In haar column dit weekend in de NRC doet Rosanne
Hertzberger iets ongelofelijks. Ze ontmaskert het menselijk theater van de
smaak. Als we eikenhout proeven in wijn of een vleugje vanille, dan is dat
volgens haar onzin omdat onze smaakpapillen er niet goed genoeg voor zijn
om dit te kunnen onderscheiden. Het is allemaal theater volgens haar. Dat
klopt, maar wat is daar mis mee? We hebben nu eenmaal een betere
smaaksensatie in een vijf sterren restaurant dan in een donkere kelder met een
plakkend tafelaken waar het naar urine ruikt. Natuurlijk zal die persoon in de
kelder zeggen dat het eten in de gevangenis verschrikkelijk was. Dat eten maakt
deel uit van een totaalsensatie. ‘Waar we ons zorgen over moeten maken, zijn de
waanideeën van de consument die zijn poefcapaciteit overschat en zijn
subjectiviteit onderschat, ’ zegt Hertzberger.
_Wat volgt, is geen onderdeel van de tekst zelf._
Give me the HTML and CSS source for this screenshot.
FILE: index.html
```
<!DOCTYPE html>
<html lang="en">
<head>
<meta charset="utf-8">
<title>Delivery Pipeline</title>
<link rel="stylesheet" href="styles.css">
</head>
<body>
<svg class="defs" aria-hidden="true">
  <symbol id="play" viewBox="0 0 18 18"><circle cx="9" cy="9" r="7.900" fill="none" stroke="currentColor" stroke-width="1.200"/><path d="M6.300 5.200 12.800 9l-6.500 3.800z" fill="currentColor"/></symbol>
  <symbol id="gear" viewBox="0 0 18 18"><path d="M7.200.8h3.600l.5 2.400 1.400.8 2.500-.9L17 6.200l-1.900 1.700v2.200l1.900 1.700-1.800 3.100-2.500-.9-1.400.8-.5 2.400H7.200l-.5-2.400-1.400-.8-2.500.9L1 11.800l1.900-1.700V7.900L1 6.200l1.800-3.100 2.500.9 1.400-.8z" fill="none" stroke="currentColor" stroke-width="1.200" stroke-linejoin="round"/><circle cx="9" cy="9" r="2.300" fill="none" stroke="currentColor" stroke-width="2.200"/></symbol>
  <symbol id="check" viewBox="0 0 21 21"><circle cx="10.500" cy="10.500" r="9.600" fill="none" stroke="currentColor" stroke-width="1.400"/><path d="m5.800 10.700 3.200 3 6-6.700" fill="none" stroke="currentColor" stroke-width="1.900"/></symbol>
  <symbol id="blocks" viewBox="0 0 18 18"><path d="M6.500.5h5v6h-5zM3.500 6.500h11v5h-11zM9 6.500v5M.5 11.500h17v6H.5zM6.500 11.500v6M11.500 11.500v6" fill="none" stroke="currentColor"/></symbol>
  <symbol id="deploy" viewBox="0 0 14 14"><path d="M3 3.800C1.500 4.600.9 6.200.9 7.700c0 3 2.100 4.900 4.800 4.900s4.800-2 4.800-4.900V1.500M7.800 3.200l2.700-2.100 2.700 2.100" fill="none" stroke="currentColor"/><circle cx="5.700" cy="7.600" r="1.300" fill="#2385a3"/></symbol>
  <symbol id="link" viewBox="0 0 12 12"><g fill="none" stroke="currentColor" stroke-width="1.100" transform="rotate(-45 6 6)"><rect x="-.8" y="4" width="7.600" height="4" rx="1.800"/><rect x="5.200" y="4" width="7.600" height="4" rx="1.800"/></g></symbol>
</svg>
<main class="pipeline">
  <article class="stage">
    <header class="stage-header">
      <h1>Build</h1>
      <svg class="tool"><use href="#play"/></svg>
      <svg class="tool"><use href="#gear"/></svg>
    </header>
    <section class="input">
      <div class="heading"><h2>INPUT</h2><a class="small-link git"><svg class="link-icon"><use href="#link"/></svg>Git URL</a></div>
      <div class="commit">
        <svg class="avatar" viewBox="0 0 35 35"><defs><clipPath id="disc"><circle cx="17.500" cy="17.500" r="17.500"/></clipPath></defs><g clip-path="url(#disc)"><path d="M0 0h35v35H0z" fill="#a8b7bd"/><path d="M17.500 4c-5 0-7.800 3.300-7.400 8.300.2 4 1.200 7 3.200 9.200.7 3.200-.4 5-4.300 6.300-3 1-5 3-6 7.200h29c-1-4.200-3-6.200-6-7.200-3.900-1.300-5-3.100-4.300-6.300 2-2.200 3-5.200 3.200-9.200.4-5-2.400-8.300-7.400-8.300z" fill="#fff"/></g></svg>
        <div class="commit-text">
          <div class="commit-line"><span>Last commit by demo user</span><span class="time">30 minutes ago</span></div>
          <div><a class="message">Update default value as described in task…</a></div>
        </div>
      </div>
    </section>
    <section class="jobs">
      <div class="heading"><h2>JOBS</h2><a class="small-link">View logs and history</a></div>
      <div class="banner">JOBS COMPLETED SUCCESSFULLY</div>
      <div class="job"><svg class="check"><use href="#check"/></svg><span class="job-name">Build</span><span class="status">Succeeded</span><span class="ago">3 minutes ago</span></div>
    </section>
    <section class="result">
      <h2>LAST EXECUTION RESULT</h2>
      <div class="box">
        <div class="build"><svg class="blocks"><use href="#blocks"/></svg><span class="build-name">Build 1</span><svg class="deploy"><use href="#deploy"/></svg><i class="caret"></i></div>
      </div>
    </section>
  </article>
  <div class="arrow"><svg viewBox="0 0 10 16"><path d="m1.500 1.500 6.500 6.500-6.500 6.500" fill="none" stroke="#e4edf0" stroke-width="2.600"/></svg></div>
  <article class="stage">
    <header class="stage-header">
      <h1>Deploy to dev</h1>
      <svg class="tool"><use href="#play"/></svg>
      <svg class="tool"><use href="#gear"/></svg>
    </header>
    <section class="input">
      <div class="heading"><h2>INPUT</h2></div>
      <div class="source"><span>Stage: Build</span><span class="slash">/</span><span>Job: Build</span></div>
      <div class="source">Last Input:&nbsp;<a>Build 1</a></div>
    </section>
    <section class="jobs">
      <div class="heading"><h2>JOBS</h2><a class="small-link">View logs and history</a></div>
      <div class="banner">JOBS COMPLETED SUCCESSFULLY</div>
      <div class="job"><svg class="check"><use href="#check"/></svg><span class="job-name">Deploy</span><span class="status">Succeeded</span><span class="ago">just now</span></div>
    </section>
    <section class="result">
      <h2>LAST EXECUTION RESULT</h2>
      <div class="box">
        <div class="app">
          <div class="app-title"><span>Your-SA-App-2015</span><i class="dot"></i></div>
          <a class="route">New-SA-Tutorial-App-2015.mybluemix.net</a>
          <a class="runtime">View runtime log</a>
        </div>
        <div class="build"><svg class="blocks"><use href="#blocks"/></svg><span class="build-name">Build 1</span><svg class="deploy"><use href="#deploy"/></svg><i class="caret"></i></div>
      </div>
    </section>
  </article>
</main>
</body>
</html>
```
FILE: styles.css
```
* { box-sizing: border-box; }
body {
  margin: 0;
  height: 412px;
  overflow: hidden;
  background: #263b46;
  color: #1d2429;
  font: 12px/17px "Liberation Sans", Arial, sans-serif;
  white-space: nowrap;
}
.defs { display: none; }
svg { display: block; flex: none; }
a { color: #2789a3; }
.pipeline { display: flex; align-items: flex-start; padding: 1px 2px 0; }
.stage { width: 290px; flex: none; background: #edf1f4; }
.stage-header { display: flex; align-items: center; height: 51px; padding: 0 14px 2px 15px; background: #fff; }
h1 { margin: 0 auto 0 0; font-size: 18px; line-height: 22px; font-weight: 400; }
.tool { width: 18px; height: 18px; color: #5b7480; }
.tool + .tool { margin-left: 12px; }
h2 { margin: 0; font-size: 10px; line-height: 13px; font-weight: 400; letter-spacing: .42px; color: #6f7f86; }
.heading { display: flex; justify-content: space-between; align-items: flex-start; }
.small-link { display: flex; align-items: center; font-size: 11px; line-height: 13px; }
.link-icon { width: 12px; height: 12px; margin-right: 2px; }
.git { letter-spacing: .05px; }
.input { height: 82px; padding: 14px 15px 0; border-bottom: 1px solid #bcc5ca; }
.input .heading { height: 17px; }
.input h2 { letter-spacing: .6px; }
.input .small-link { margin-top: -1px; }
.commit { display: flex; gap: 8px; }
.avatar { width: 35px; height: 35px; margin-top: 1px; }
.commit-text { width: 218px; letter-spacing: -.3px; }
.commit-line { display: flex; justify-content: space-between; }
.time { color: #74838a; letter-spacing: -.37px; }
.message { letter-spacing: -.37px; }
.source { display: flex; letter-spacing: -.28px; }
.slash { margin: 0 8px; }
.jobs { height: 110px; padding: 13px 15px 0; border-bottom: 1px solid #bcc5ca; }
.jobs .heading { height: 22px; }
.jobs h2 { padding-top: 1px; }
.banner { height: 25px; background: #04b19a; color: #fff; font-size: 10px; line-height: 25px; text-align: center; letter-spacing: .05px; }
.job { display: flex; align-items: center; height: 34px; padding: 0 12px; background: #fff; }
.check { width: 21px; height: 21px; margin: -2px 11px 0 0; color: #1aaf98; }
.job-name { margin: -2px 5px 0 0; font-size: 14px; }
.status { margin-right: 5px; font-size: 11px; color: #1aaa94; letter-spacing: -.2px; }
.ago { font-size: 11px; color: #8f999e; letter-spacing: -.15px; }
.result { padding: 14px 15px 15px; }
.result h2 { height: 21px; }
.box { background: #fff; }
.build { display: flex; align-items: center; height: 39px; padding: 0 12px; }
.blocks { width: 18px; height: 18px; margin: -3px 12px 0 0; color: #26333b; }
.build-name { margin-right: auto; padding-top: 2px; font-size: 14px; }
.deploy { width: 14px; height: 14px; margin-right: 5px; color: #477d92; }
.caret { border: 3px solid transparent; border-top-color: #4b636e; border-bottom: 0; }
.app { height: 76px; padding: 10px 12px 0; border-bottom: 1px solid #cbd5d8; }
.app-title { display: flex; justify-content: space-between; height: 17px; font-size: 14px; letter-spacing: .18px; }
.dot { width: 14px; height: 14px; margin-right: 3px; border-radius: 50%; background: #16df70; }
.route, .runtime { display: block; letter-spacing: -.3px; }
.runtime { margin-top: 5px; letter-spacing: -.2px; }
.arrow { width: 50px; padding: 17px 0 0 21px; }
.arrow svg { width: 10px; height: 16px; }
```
Met dat laatste bedoelt ze waarschijnlijk dat veel mensen
hun subjectiviteit aan zien voor objectiviteit. Dat biologisch eten vooral gaat
om lifestyle, dat wisten we toch allang? En wat maakt dat uit? Net alsof niet
in alle lagen van de samenleving verhaaltjes worden verteld. Alsof de politiek
oprecht is, of het bedrijfsleven. We geloven uiteindelijk waar we zelf zin in
hebben. Ik denk dat het geloof in het theater van de smaak nog wel de minst
ernstige vorm van vermaak is. Je kan ook geloven in de zuivere Islam
bijvoorbeeld. Kan mevrouw Hertzberger daar haar zorgen niet over uitspreken? Oh
nee, daar wordt al teveel over geschreven. Dan dus maar iets over voedsel.